Exercise requirements ->
Return the lines from the one that contains "Give me the" through the one that contains "import React from 'react';", both included, exactly as written and with nothing added.

Data to process ->
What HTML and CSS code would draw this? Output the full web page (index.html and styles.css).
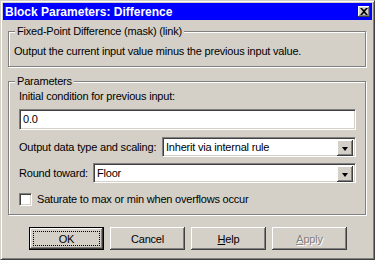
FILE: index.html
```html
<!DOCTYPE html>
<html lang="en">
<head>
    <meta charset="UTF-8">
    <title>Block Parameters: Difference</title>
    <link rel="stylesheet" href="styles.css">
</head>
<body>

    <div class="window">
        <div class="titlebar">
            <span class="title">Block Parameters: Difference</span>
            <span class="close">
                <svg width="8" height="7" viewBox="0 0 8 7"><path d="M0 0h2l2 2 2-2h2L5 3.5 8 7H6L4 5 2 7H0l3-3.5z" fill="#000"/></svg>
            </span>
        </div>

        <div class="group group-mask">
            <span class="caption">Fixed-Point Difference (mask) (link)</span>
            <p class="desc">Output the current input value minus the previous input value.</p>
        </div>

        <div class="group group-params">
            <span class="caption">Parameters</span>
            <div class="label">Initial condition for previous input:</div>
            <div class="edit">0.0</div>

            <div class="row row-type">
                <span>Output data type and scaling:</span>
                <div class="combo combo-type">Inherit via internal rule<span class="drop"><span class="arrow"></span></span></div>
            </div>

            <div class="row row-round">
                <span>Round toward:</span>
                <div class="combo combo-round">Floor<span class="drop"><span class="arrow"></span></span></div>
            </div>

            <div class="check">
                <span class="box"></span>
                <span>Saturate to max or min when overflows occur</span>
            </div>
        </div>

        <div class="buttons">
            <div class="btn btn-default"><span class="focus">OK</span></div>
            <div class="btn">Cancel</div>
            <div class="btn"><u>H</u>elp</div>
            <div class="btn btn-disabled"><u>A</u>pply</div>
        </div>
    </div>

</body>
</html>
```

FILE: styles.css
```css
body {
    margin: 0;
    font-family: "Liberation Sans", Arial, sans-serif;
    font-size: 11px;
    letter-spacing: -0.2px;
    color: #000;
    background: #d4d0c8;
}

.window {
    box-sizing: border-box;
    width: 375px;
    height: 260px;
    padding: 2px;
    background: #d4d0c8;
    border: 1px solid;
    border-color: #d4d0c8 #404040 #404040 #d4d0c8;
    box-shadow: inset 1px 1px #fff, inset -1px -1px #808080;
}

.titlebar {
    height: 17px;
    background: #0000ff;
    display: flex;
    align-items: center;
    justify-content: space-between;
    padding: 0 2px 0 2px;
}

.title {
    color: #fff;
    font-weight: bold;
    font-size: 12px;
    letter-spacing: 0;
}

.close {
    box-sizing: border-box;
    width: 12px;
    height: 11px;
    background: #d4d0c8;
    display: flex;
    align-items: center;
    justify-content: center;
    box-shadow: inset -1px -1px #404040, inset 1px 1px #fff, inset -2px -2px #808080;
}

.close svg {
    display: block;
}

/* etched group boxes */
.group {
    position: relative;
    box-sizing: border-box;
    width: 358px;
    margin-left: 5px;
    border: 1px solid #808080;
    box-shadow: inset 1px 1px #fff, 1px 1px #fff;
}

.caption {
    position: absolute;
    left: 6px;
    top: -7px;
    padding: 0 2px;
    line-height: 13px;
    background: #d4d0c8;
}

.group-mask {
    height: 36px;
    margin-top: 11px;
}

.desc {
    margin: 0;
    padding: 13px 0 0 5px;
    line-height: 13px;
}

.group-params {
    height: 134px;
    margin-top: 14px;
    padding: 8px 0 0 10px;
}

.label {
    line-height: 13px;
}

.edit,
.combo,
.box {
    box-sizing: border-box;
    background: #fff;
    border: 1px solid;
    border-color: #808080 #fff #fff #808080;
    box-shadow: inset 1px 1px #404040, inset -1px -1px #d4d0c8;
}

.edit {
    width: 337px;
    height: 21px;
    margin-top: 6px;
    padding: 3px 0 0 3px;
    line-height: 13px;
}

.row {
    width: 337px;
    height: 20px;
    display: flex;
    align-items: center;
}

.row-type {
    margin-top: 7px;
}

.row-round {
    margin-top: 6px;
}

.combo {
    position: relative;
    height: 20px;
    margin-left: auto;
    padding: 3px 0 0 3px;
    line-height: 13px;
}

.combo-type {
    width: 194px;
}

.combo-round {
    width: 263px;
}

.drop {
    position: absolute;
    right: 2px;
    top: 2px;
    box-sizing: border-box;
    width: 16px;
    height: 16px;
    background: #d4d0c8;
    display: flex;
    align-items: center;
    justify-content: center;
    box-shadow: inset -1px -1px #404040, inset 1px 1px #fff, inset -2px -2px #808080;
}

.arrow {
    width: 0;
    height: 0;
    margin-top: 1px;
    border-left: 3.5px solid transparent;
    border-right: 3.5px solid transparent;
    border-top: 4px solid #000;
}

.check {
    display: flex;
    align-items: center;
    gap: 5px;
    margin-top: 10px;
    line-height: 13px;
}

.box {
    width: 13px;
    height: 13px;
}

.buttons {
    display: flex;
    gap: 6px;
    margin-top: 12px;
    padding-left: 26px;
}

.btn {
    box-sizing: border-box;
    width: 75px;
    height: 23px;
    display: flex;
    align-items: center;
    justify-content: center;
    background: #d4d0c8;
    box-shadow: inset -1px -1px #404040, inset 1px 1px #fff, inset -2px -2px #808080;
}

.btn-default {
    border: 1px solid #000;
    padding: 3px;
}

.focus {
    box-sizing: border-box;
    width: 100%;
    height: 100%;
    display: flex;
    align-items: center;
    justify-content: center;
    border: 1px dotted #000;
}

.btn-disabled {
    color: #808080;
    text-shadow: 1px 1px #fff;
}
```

==

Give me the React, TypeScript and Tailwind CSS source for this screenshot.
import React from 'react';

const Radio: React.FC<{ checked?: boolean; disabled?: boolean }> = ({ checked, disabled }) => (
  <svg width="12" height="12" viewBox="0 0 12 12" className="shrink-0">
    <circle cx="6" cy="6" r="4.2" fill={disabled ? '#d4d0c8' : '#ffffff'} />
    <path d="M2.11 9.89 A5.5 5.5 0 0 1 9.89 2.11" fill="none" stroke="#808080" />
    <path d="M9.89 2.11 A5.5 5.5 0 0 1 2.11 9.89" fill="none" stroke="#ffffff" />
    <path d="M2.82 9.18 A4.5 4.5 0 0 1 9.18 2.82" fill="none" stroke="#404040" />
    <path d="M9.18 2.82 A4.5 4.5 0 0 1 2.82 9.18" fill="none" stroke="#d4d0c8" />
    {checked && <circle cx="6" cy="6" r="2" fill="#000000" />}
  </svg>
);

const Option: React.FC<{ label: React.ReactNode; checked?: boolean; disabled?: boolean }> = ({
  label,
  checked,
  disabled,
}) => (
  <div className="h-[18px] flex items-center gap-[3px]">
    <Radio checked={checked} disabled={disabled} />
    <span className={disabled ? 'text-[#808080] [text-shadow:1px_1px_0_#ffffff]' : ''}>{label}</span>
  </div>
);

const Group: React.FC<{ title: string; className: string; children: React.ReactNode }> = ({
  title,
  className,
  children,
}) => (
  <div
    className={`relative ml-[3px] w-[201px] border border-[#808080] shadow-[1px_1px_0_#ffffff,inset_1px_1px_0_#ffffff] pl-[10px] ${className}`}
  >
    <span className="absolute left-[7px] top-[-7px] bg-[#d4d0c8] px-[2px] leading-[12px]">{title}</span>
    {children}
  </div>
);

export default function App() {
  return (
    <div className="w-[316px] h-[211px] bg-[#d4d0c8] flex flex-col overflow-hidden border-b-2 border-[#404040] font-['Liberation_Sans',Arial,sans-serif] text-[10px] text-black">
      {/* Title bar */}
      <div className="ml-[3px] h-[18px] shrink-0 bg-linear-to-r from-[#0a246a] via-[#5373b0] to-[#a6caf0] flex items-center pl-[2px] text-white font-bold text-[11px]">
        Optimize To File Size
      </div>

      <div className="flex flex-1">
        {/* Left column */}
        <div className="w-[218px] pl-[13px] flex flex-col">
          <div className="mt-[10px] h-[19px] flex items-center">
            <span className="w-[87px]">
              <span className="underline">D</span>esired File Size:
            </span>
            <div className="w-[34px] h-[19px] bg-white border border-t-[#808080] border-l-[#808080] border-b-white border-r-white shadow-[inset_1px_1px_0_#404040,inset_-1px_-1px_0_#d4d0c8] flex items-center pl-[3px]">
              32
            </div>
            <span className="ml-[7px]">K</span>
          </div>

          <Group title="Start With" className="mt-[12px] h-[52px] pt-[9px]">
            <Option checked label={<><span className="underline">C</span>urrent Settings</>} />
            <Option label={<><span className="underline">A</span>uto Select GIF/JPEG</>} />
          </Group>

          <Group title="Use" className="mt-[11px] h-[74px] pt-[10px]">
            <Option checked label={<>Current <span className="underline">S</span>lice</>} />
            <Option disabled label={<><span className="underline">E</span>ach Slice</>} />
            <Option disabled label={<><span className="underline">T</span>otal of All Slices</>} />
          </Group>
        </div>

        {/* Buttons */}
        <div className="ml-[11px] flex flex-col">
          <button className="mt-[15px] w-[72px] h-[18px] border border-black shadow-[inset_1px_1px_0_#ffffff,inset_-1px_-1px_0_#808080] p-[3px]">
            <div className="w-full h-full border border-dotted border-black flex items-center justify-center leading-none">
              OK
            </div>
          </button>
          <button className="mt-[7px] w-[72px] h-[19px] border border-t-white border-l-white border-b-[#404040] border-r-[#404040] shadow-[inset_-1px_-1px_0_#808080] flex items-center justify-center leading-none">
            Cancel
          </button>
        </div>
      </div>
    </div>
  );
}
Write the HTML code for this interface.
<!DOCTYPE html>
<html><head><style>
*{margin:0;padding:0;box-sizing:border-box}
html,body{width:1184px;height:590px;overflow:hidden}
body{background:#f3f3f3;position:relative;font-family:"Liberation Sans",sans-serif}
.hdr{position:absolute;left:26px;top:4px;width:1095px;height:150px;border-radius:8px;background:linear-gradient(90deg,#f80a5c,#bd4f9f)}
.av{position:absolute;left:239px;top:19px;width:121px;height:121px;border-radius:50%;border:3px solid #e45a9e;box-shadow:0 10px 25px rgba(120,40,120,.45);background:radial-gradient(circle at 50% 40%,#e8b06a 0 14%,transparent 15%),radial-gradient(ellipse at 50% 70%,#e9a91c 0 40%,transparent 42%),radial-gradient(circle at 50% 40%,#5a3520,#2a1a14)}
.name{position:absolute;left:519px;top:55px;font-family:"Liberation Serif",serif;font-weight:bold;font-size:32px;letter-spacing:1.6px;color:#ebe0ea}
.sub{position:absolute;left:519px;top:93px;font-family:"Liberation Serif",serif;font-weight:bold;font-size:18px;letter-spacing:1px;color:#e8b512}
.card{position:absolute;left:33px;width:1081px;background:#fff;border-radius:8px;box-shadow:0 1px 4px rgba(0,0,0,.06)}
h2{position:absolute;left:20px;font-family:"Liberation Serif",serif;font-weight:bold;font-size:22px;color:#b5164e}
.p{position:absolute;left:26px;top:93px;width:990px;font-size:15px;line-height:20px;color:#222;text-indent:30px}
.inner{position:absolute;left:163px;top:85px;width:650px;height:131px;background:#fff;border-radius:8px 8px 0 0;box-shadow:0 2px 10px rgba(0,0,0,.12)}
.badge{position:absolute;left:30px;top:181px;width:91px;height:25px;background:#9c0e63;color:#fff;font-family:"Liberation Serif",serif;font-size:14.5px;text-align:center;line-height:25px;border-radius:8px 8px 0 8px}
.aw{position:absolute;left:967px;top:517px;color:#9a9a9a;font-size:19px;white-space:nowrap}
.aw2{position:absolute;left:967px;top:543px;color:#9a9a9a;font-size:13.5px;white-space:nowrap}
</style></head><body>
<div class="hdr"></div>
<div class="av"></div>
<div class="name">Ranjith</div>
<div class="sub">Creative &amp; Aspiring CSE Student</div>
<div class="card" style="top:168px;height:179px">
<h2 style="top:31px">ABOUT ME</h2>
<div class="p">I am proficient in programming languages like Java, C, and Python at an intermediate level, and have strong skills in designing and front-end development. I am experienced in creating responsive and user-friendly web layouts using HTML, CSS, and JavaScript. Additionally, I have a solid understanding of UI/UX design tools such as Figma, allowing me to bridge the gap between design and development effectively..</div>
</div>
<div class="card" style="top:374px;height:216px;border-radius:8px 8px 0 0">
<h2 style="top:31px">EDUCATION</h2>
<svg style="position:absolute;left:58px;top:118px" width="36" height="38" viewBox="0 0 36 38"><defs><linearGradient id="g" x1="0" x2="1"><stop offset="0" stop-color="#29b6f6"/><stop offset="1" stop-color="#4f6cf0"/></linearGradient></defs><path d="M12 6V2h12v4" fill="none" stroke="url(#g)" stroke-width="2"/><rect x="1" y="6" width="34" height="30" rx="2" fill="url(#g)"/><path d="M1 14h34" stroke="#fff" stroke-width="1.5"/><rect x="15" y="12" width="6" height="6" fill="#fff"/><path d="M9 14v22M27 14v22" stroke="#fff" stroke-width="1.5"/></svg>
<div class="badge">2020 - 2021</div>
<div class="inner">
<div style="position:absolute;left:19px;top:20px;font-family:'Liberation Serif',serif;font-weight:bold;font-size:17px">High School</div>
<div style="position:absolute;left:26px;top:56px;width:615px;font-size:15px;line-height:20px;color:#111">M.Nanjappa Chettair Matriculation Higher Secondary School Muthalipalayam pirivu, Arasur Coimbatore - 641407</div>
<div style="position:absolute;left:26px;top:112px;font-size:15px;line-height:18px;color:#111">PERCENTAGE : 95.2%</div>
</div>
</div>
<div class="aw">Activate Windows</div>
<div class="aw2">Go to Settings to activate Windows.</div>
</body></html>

Answer to the exercise ->
Give me the React, TypeScript and Tailwind CSS source for this screenshot.
import React from 'react';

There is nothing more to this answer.